(203b) Infrared Temperature Experiments and DEM Simulations of Heat Transfer in an Agitated Dryer | AIChE

(203b) Infrared Temperature Experiments and DEM Simulations of Heat Transfer in an Agitated Dryer


Hartmanshenn, C. - Presenter, Rutgers University
Glasser, B. - Presenter, Rutgers University
Khinast, J. G., Graz University of Technology
Halota, M., Rutgers University
Patel, S. D., Rutgers University
Chakraborty, N., Rutgers University
Papageorgiou, C. D., Takeda Pharmaceuticals International Co.
Mitchell, C., Takeda Pharmaceuticals International Co.
Quon, J., Takeda Pharmaceuticals
Drying is typically one of the last steps of the manufacturing process for an active pharmaceutical ingredient (API). After crystallization and filtration, the wet bed of API needs to be dried into a powder with a desired moisture content before it can be mixed with other excipients and formulated into a drug product. A common method used by the pharmaceutical industry to carry out API drying is agitated drying, where the API is heated inside a cylindrical vessel while being mixed by an impeller to help improve temperature and moisture uniformity in the particle bed. Agitated drying can be one of the most complicated and delicate phases of the process, and it sometimes remains poorly understood and difficult to optimize. Simultaneous and transient changes in heat transfer, mass transfer, flow, and physicochemical properties of the material during drying make it challenging to thoroughly understand the system. Enhancing fundamental knowledge about the process could be key to enabling the design of efficient and robust operating protocols.

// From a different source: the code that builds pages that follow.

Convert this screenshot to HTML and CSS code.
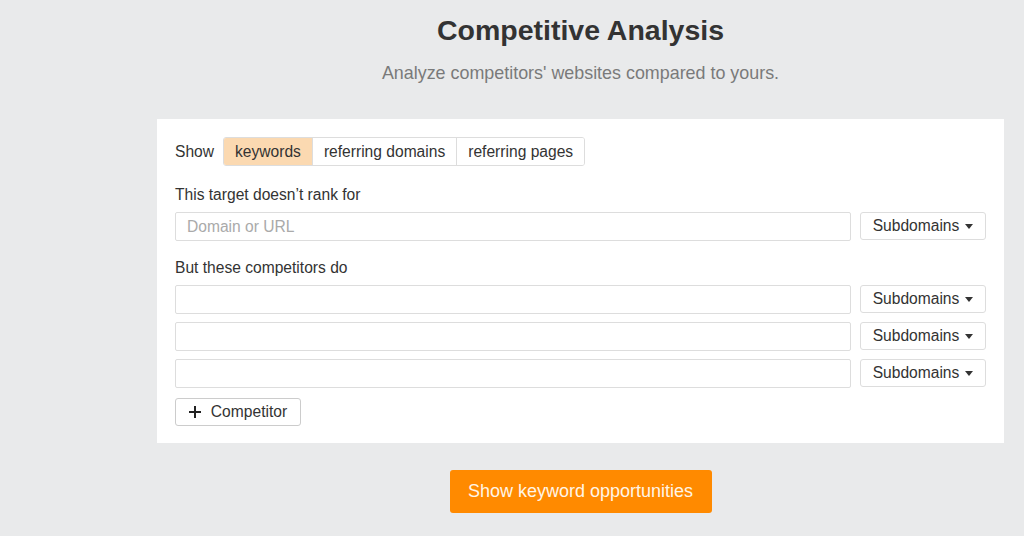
FILE: index.html
```html
<!DOCTYPE html>
<html lang="en">

<head>
    <meta charset="UTF-8">
    <meta name="viewport" content="width=device-width, initial-scale=1.0">
    <title>Competitive Analysis</title>
    <link rel="stylesheet" href="styles.css">
</head>

<body>
    <div class="main">
        <h1>Competitive Analysis</h1>
        <p class="sub">Analyze competitors' websites compared to yours.</p>

        <div class="panel">
            <div class="show-row">
                <span class="show-label">Show</span>
                <div class="tabs">
                    <button class="tab active">keywords</button>
                    <button class="tab">referring domains</button>
                    <button class="tab">referring pages</button>
                </div>
            </div>

            <div class="label">This target doesn’t rank for</div>
            <div class="row">
                <input type="text" class="field" placeholder="Domain or URL">
                <button class="select">Subdomains <span class="caret"></span></button>
            </div>

            <div class="label second">But these competitors do</div>
            <div class="row">
                <input type="text" class="field">
                <button class="select">Subdomains <span class="caret"></span></button>
            </div>
            <div class="row">
                <input type="text" class="field">
                <button class="select">Subdomains <span class="caret"></span></button>
            </div>
            <div class="row">
                <input type="text" class="field">
                <button class="select">Subdomains <span class="caret"></span></button>
            </div>

            <button class="add">
                <svg width="12" height="12" viewBox="0 0 12 12">
                    <path d="M6 0v12M0 6h12" stroke="#222" stroke-width="2" />
                </svg>
                Competitor
            </button>
        </div>

        <div class="submit-area">
            <button class="submit">Show keyword opportunities</button>
        </div>
    </div>
</body>

</html>
```

FILE: styles.css
```css
* {
    box-sizing: border-box;
}

body {
    margin: 0;
    padding: 0;
    height: 100vh;
    background-color: #e9eaeb;
    font-family: "Liberation Sans", Arial, sans-serif;
    color: #333;
    overflow: hidden;
}

.main {
    margin-left: 157px;
    width: 847px;
}

h1 {
    margin: 0;
    padding-top: 14px;
    text-align: center;
    font-size: 28.5px;
    font-weight: bold;
    color: #333;
    line-height: 32px;
}

.sub {
    margin: 16px 0 0;
    text-align: center;
    font-size: 17.9px;
    color: #7a7a7a;
    line-height: 22px;
}

.panel {
    margin-top: 35px;
    background-color: #fff;
    padding: 18px 18px 18px;
    height: 324px;
}

.show-row {
    display: flex;
    align-items: center;
}

.show-label {
    font-size: 15.6px;
    margin-right: 9px;
}

.tabs {
    display: flex;
    border: 1px solid #ddd;
    border-radius: 3px;
    height: 29px;
    overflow: hidden;
}

.tab {
    font-family: inherit;
    font-size: 15.6px;
    color: #333;
    background-color: #fff;
    border: none;
    border-left: 1px solid #ddd;
    padding: 0 11px;
    height: 100%;
}

.tab:first-child {
    border-left: none;
}

.tab.active {
    background-color: #fbd9b1;
}

.label {
    font-size: 15.6px;
    margin-top: 19px;
    height: 19px;
    line-height: 19px;
}

.label.second {
    margin-top: 17px;
}

.row {
    display: flex;
    margin-top: 8px;
    height: 29px;
}

.field {
    flex: 1;
    height: 29px;
    border: 1px solid #ddd;
    border-radius: 2px;
    padding: 0 11px;
    font-family: inherit;
    font-size: 15.6px;
    color: #333;
    outline: none;
}

.field::placeholder {
    color: #aaa;
}

.select {
    margin-left: 9px;
    width: 126px;
    height: 28px;
    border: 1px solid #ddd;
    border-radius: 3px;
    background-color: #fff;
    font-family: inherit;
    font-size: 15.6px;
    color: #333;
    display: flex;
    align-items: center;
    justify-content: center;
    gap: 6px;
}

.caret {
    width: 0;
    height: 0;
    border-left: 4px solid transparent;
    border-right: 4px solid transparent;
    border-top: 5px solid #333;
}

.add {
    margin-top: 10px;
    width: 126px;
    height: 28px;
    border: 1px solid #ccc;
    border-radius: 3px;
    background-color: #fff;
    font-family: inherit;
    font-size: 15.6px;
    color: #333;
    display: flex;
    align-items: center;
    justify-content: center;
    gap: 10px;
}

.submit-area {
    display: flex;
    justify-content: center;
    margin-top: 27px;
}

.submit {
    width: 262px;
    height: 43px;
    border: none;
    border-radius: 3px;
    background-color: #ff8a00;
    color: #fff5e6;
    font-family: inherit;
    font-size: 18px;
}
```
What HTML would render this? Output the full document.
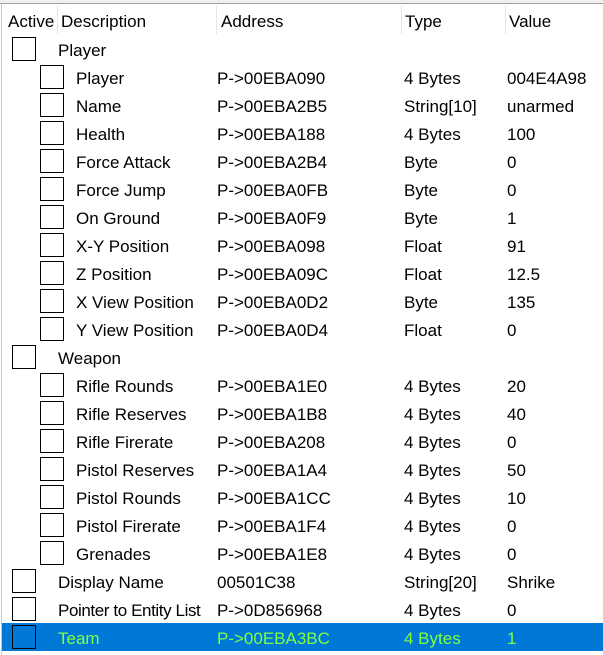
<!DOCTYPE html><html><head><style>
body{margin:0;width:603px;height:655px;background:#fff;font-family:"Liberation Sans",sans-serif;font-size:17px;color:#000;position:relative;overflow:hidden}
.top{position:absolute;left:0;top:0;width:603px;height:3px;background:#f0f0f0;border-bottom:1px solid #a0a0a0}
.lb{position:absolute;left:1px;top:4px;width:1px;height:651px;background:#c8c8c8}
.h{position:absolute;top:12px}
.sep{position:absolute;top:6px;width:1px;height:28px;background:#e5e5e5}
.r{position:absolute;left:2px;width:601px;height:28px}
.r span{position:absolute;top:6px;white-space:nowrap}
.b{position:absolute;top:2px;width:24px;height:24px;border:1px solid #000;box-sizing:border-box;background:#fff}
.sel{background:#0078d7;color:#80ff40}
.sel .b{background:#0078d7}
</style></head><body>
<div class="top"></div><div class="lb"></div>
<span class="h" style="left:8px">Active</span><div class="sep" style="left:57px"></div>
<span class="h" style="left:61px">Description</span><div class="sep" style="left:216px"></div>
<span class="h" style="left:221px">Address</span><div class="sep" style="left:401px"></div>
<span class="h" style="left:405px">Type</span><div class="sep" style="left:505px"></div>
<span class="h" style="left:509px">Value</span>
<div class="r" style="top:35px"><div class="b" style="left:10px"></div><span style="left:56px">Player</span></div>
<div class="r" style="top:63px"><div class="b" style="left:38px"></div><span style="left:74px">Player</span><span style="left:215px">P-&gt;00EBA090</span><span style="left:402px">4 Bytes</span><span style="left:505px">004E4A98</span></div>
<div class="r" style="top:91px"><div class="b" style="left:38px"></div><span style="left:74px">Name</span><span style="left:215px">P-&gt;00EBA2B5</span><span style="left:402px">String[10]</span><span style="left:505px">unarmed</span></div>
<div class="r" style="top:119px"><div class="b" style="left:38px"></div><span style="left:74px">Health</span><span style="left:215px">P-&gt;00EBA188</span><span style="left:402px">4 Bytes</span><span style="left:505px">100</span></div>
<div class="r" style="top:147px"><div class="b" style="left:38px"></div><span style="left:74px">Force Attack</span><span style="left:215px">P-&gt;00EBA2B4</span><span style="left:402px">Byte</span><span style="left:505px">0</span></div>
<div class="r" style="top:175px"><div class="b" style="left:38px"></div><span style="left:74px">Force Jump</span><span style="left:215px">P-&gt;00EBA0FB</span><span style="left:402px">Byte</span><span style="left:505px">0</span></div>
<div class="r" style="top:203px"><div class="b" style="left:38px"></div><span style="left:74px">On Ground</span><span style="left:215px">P-&gt;00EBA0F9</span><span style="left:402px">Byte</span><span style="left:505px">1</span></div>
<div class="r" style="top:231px"><div class="b" style="left:38px"></div><span style="left:74px">X-Y Position</span><span style="left:215px">P-&gt;00EBA098</span><span style="left:402px">Float</span><span style="left:505px">91</span></div>
<div class="r" style="top:259px"><div class="b" style="left:38px"></div><span style="left:74px">Z Position</span><span style="left:215px">P-&gt;00EBA09C</span><span style="left:402px">Float</span><span style="left:505px">12.5</span></div>
<div class="r" style="top:287px"><div class="b" style="left:38px"></div><span style="left:74px">X View Position</span><span style="left:215px">P-&gt;00EBA0D2</span><span style="left:402px">Byte</span><span style="left:505px">135</span></div>
<div class="r" style="top:315px"><div class="b" style="left:38px"></div><span style="left:74px">Y View Position</span><span style="left:215px">P-&gt;00EBA0D4</span><span style="left:402px">Float</span><span style="left:505px">0</span></div>
<div class="r" style="top:343px"><div class="b" style="left:10px"></div><span style="left:56px">Weapon</span></div>
<div class="r" style="top:371px"><div class="b" style="left:38px"></div><span style="left:74px">Rifle Rounds</span><span style="left:215px">P-&gt;00EBA1E0</span><span style="left:402px">4 Bytes</span><span style="left:505px">20</span></div>
<div class="r" style="top:399px"><div class="b" style="left:38px"></div><span style="left:74px">Rifle Reserves</span><span style="left:215px">P-&gt;00EBA1B8</span><span style="left:402px">4 Bytes</span><span style="left:505px">40</span></div>
<div class="r" style="top:427px"><div class="b" style="left:38px"></div><span style="left:74px">Rifle Firerate</span><span style="left:215px">P-&gt;00EBA208</span><span style="left:402px">4 Bytes</span><span style="left:505px">0</span></div>
<div class="r" style="top:455px"><div class="b" style="left:38px"></div><span style="left:74px">Pistol Reserves</span><span style="left:215px">P-&gt;00EBA1A4</span><span style="left:402px">4 Bytes</span><span style="left:505px">50</span></div>
<div class="r" style="top:483px"><div class="b" style="left:38px"></div><span style="left:74px">Pistol Rounds</span><span style="left:215px">P-&gt;00EBA1CC</span><span style="left:402px">4 Bytes</span><span style="left:505px">10</span></div>
<div class="r" style="top:511px"><div class="b" style="left:38px"></div><span style="left:74px">Pistol Firerate</span><span style="left:215px">P-&gt;00EBA1F4</span><span style="left:402px">4 Bytes</span><span style="left:505px">0</span></div>
<div class="r" style="top:539px"><div class="b" style="left:38px"></div><span style="left:74px">Grenades</span><span style="left:215px">P-&gt;00EBA1E8</span><span style="left:402px">4 Bytes</span><span style="left:505px">0</span></div>
<div class="r" style="top:567px"><div class="b" style="left:10px"></div><span style="left:56px">Display Name</span><span style="left:215px">00501C38</span><span style="left:402px">String[20]</span><span style="left:505px">Shrike</span></div>
<div class="r" style="top:595px"><div class="b" style="left:10px"></div><span style="left:56px;letter-spacing:-0.4px">Pointer to Entity List</span><span style="left:215px">P-&gt;0D856968</span><span style="left:402px">4 Bytes</span><span style="left:505px">0</span></div>
<div class="r sel" style="top:623px"><div class="b" style="left:10px"></div><span style="left:56px">Team</span><span style="left:215px">P-&gt;00EBA3BC</span><span style="left:402px">4 Bytes</span><span style="left:505px">1</span></div>
</body></html>
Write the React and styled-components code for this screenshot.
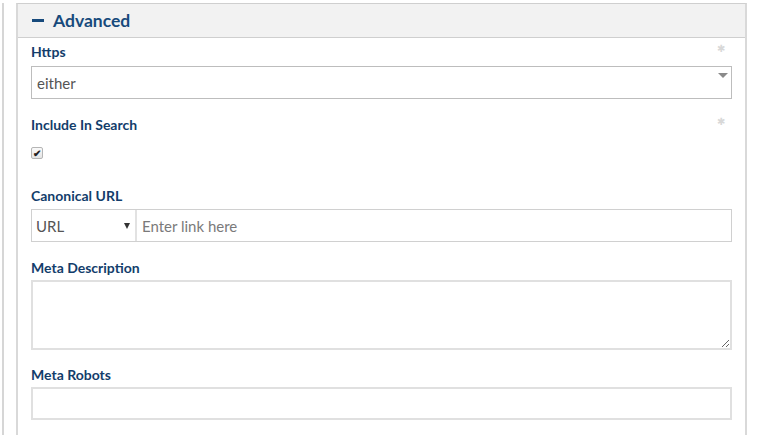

In this work, we isolate the heat transfer element of drying and focus on studying it on its own. The idea is that if we can decouple the different facets of drying and understand them on their own first, we can eventually study their combined interactions more easily. We conduct heat transfer experiments using a laboratory scale agitated dryer and an infrared camera to measure the temperature of the surface of a particle bed over time. The temperature data collected by the thermal camera is used to compute the heat transfer coefficient for the system as well as the temperature standard deviation, giving information about both the mean temperature of the bed and its temperature uniformity. Using this methodology, we investigate how operating conditions, such as the impeller rotation rate, influence heat transfer. The experiments are carried out using glass beads as well as more pharmaceutically relevant materials such as citric acid. Next, we present a comparison between the experimental results and discrete element method (DEM) simulations. The model makes use of a particle-particle and particle-wall conductive heat transfer model to describe the system. Overall, despite the simplicity of the heat transfer model, we find a fairly good agreement between the simulations and the experiments. This suggests that the model can serve as a good starting point towards better understanding how the rate of heat transfer and the temperature uniformity of a particle bed can be optimized in an agitated dryer.